* [Problem to work on]
Every line that includes the word "html" is to be listed.

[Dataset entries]
▬▬▬
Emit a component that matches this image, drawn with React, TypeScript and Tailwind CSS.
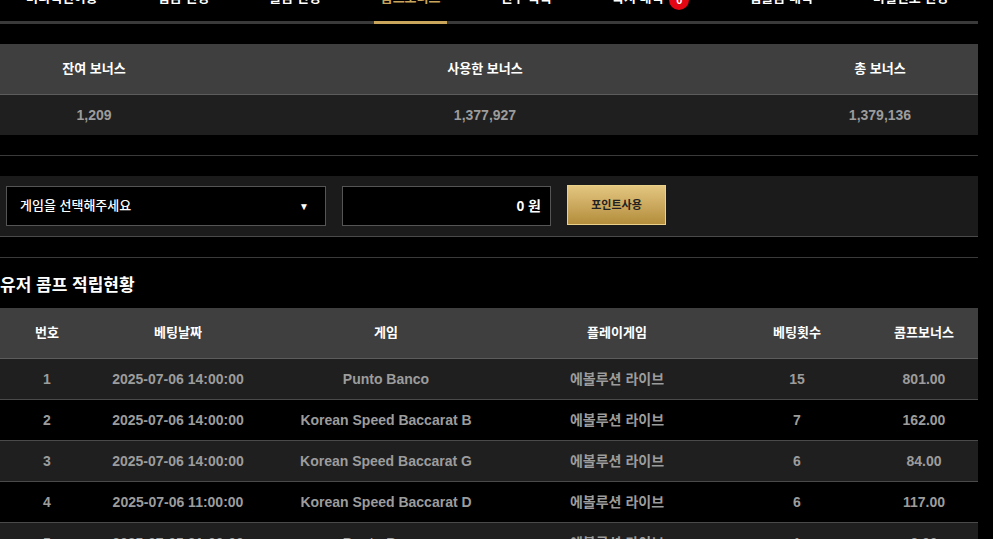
const tabs = [
  { label: '머니백전이동' },
  { label: '입금 신청' },
  { label: '출금 신청' },
  { label: '콤프보너스', active: true },
  { label: '친구 목록' },
  { label: '쪽지 내역', badge: 0 },
  { label: '입출금 내역' },
  { label: '비밀번호 변경' },
]

const rows = [
  { no: 1, date: '2025-07-06 14:00:00', game: 'Punto Banco', play: '에볼루션 라이브', count: 15, bonus: '801.00' },
  { no: 2, date: '2025-07-06 14:00:00', game: 'Korean Speed Baccarat B', play: '에볼루션 라이브', count: 7, bonus: '162.00' },
  { no: 3, date: '2025-07-06 14:00:00', game: 'Korean Speed Baccarat G', play: '에볼루션 라이브', count: 6, bonus: '84.00' },
  { no: 4, date: '2025-07-06 11:00:00', game: 'Korean Speed Baccarat D', play: '에볼루션 라이브', count: 6, bonus: '117.00' },
  { no: 5, date: '2025-07-05 21:00:00', game: 'Punto Banco', play: '에볼루션 라이브', count: 1, bonus: '3.00' },
]

const cols = 'grid grid-cols-[94px_168px_248px_214px_146px_1fr]'

export default function App() {
  return (
    <div
      className="h-[539px] w-full overflow-hidden bg-black"
      style={{ fontFamily: '"Liberation Sans", "Noto Sans CJK KR", sans-serif' }}
    >
      <div className="w-[978px]">
        {/* Tabs */}
        <div className="mt-[-12px] flex h-[36px] gap-[46px] border-b-[3px] border-[#3a3a3a] pl-[19px]">
          {tabs.map((t) => (
            <div
              key={t.label}
              className={
                t.active
                  ? 'mb-[-3px] flex h-[36px] items-start border-b-[3px] border-[#c9a55c] px-[7px] text-[13px] font-bold leading-[20px] text-[#c9a55c]'
                  : 'mb-[-3px] flex h-[36px] items-start border-b-[3px] border-transparent px-[7px] text-[13px] font-bold leading-[20px] text-white'
              }
            >
              {t.label}
              {t.badge !== undefined && (
                <span className="relative top-[2px] ml-[6px] flex h-[20px] w-[20px] items-center justify-center rounded-full bg-[#e30613] text-[11px] font-bold text-white">
                  {t.badge}
                </span>
              )}
            </div>
          ))}
        </div>

        {/* Bonus summary */}
        <div className="mt-[20px]">
          <div className="grid h-[51px] grid-cols-[188px_1fr_196px] items-center border-b border-[#5c5c5c] bg-[#3f3f3f] text-center text-[13px] font-bold text-white">
            <div>잔여 보너스</div>
            <div>사용한 보너스</div>
            <div>총 보너스</div>
          </div>
          <div className="grid h-[40px] grid-cols-[188px_1fr_196px] items-center bg-[#1f1f1f] text-center text-[14px] font-bold text-[#9c9c9c]">
            <div>1,209</div>
            <div>1,377,927</div>
            <div>1,379,136</div>
          </div>
        </div>

        <div className="mt-[20px] h-px bg-[#3a3a3a]" />

        {/* Point use form */}
        <div className="mt-[20px] flex h-[61px] items-center gap-[16px] border-b border-[#4a4a4a] bg-[#1b1b1b] pl-[6px]">
          <div className="flex h-[40px] w-[320px] items-center justify-between border border-[#555] bg-black pl-[13px] pr-[16px] text-[13px] font-medium text-white">
            <span>게임을 선택해주세요</span>
            <span className="text-[10px]">▼</span>
          </div>
          <div className="flex h-[40px] w-[209px] items-center justify-end border border-[#555] bg-black pr-[9px] text-[14px] font-bold text-white">
            0 원
          </div>
          <button className="mt-[-2px] h-[40px] w-[99px] border border-[#ead189] bg-gradient-to-b from-[#e4c680] to-[#b38d3b] text-[11px] font-bold text-[#222]">
            포인트사용
          </button>
        </div>

        <div className="mt-[20px] h-px bg-[#3a3a3a]" />

        <div className="flex h-[50px] items-center pt-[6px] text-[17px] font-bold text-white">
          유저 콤프 적립현황
        </div>

        {/* Comp table */}
        <div className={`${cols} h-[51px] items-center border-b border-[#5c5c5c] bg-[#3f3f3f] text-center text-[13px] font-bold text-white`}>
          <div>번호</div>
          <div>베팅날짜</div>
          <div>게임</div>
          <div>플레이게임</div>
          <div>베팅횟수</div>
          <div>콤프보너스</div>
        </div>
        {rows.map((r, i) => (
          <div
            key={r.no}
            className={`${cols} h-[41px] items-center border-b border-[#4a4a4a] text-center text-[14px] font-bold text-[#9c9c9c] ${
              i % 2 === 0 ? 'bg-[#1f1f1f]' : 'bg-black'
            }`}
          >
            <div>{r.no}</div>
            <div>{r.date}</div>
            <div>{r.game}</div>
            <div>{r.play}</div>
            <div>{r.count}</div>
            <div>{r.bonus}</div>
          </div>
        ))}
      </div>
    </div>
  )
}
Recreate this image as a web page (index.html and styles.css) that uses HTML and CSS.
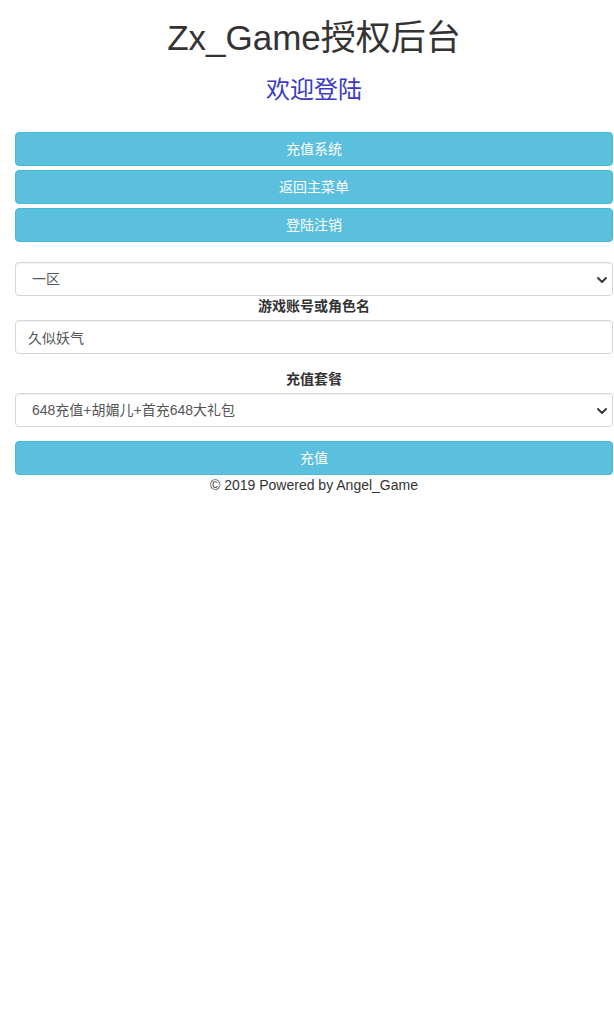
FILE: index.html
```
<!DOCTYPE html>
<html lang="zh-CN">
<head>
<meta charset="utf-8">
<title>Zx_Game授权后台</title>
<link rel="stylesheet" href="styles.css">
</head>
<body>
<div class="page">
  <h1 class="title">Zx_Game授权后台</h1>
  <h3 class="subtitle">欢迎登陆</h3>
  <div class="menu">
    <button class="btn">充值系统</button>
    <button class="btn">返回主菜单</button>
    <button class="btn">登陆注销</button>
  </div>
  <form class="form">
    <div class="select-wrap">
      <select class="control select">
        <option>一区</option>
      </select>
      <svg class="chevron" viewBox="0 0 10 6" width="10" height="6"><path d="M1 1 L5 5 L9 1" fill="none" stroke="#333" stroke-width="1.8" stroke-linecap="round" stroke-linejoin="round"/></svg>
    </div>
    <label class="label">游戏账号或角色名</label>
    <input class="control" type="text" value="久似妖气">
    <label class="label label-pkg">充值套餐</label>
    <div class="select-wrap">
      <select class="control select">
        <option>648充值+胡媚儿+首充648大礼包</option>
      </select>
      <svg class="chevron" viewBox="0 0 10 6" width="10" height="6"><path d="M1 1 L5 5 L9 1" fill="none" stroke="#333" stroke-width="1.8" stroke-linecap="round" stroke-linejoin="round"/></svg>
    </div>
    <button class="btn btn-submit" type="button">充值</button>
  </form>
  <p class="footer">© 2019 Powered by Angel_Game</p>
</div>
</body>
</html>
```
FILE: styles.css
```
* { box-sizing: border-box; }
html, body { margin: 0; padding: 0; background: #fff; }
body {
  font-family: "Liberation Sans", Arial, "Noto Sans CJK SC", sans-serif;
  font-size: 14px;
  color: #333;
  line-height: 20px;
}
.page {
  margin-left: 15px;
  width: 598px;
  display: flex;
  flex-direction: column;
}
.title {
  margin: 18px 0 0;
  font-size: 35px;
  line-height: 40px;
  font-weight: 400;
  text-align: center;
  color: #333;
}
.subtitle {
  margin: 18px 0 0;
  font-size: 24px;
  line-height: 28px;
  font-weight: 400;
  text-align: center;
  color: #3a3ac4;
}
.menu {
  margin-top: 28px;
  display: flex;
  flex-direction: column;
  gap: 4px;
}
.btn {
  display: block;
  width: 100%;
  height: 34px;
  margin: 0;
  padding: 6px 12px;
  font-family: "Liberation Sans", Arial, "Noto Sans CJK SC", sans-serif;
  font-size: 14px;
  line-height: 20px;
  color: #fff;
  background: #5bc0de;
  border: 1px solid #46b8da;
  border-radius: 4px;
  text-align: center;
}
.form {
  margin: 20px 0 0;
  display: flex;
  flex-direction: column;
}
.control {
  display: block;
  width: 100%;
  height: 34px;
  margin: 0;
  padding: 6px 12px;
  font-family: "Liberation Sans", Arial, "Noto Sans CJK SC", sans-serif;
  font-size: 14px;
  line-height: 20px;
  color: #555;
  background: #fff;
  border: 1px solid #d6d6d6;
  border-radius: 4px;
  box-shadow: inset 0 1px 1px rgba(0,0,0,.06);
  outline: none;
}
.select-wrap { position: relative; }
.select {
  -webkit-appearance: none;
  appearance: none;
  padding-left: 16px;
  padding-right: 30px;
}
.chevron {
  position: absolute;
  right: 6px;
  top: 15px;
  pointer-events: none;
}
.label {
  display: block;
  margin: 0 0 4px;
  font-weight: 700;
  text-align: center;
  line-height: 20px;
}
.label-pkg { margin-top: 15px; }
.btn-submit { margin-top: 14px; }
.footer {
  margin: 0;
  text-align: center;
  line-height: 20px;
  color: #333;
}
```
▬▬▬
* [Exercise result]
Recreate this image as a web page (index.html and styles.css) that uses HTML and CSS.
FILE: index.html
<!DOCTYPE html>
<html lang="zh-CN">
</html>
html, body { margin: 0; padding: 0; background: #fff; }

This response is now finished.